The sacred fire scorched the blood-red light. Queek's advancing footsteps finally halted for half a second. A painful growl rumbled in his throat, and he instinctively turned his head to protect his eyes.
But it was only for half a second.
He took a massive, violent stride forward, forcing his way through the holy flames. The outer layer of his blood-crust was blackened and smoking, but the crimson light within surged wildly, continuously repairing the scorched tissue.
In a fraction of a heartbeat, he breached the priests' line. His flails swept through, unleashing a rain of blood and severed limbs. Staves clattered to the floor, and the golden holy fire was instantly snuffed out.
The bloody slaughter became absolute.
To the current Queek, this purification squad—capable of purging an entire cultist stronghold and boasting a combat strength comparable to a small Space Marine scout squad—was no different from the unarmed civilians and mutated beasts in the rest of the factory. They were merely "toys" that could provide him with a minor, fleeting spark of interest.
Bolts could not pierce him, fire could not burn him, and chainswords could not cut him. He was a tiger unleashed among sheep; wherever he went, flesh flew, armor shattered, and screams of agony mingled with the sound of snapping metal.
In the shadows, three purestrain Genestealers lunged down silently. They had been hidden assets lurking in the deep corners of the factory. Seeing the purification squad completely decimated, they sought to strike while Queek was distracted by the holy fire, attempting to tear apart this rampaging human beast.
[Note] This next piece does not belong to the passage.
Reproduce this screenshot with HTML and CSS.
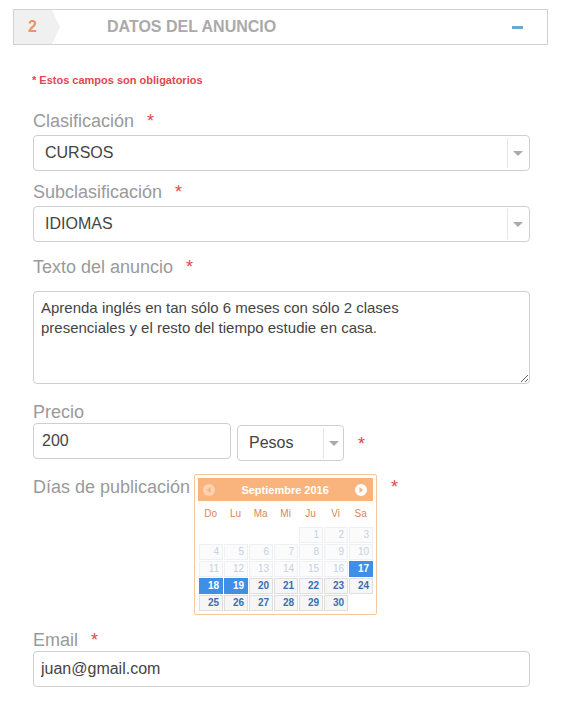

Their razor-sharp rending claws flashed with cold light, aiming straight for Queek's neck and eyes.
But it was as if Queek had eyes in the back of his head. Without even turning around, he swung his flail backward in a vicious reverse arc.
Crack, crack, crack.
With three sharp snaps, the three purestrain Genestealers were swatted like flies, crashing heavily against the ceiling before dropping to the floor in mangled, broken heaps. Their bodies were never built to withstand heavy impacts, and before the monstrous strength of a Chosen of Khorne, they were exceptionally fragile.
From the initial barrage of gunfire to the demise of the final Genestealer, less than a minute had elapsed.
The entire hundred-man purification squad, along with the three lurking purestrain Genestealers, had been wiped out to the last soul.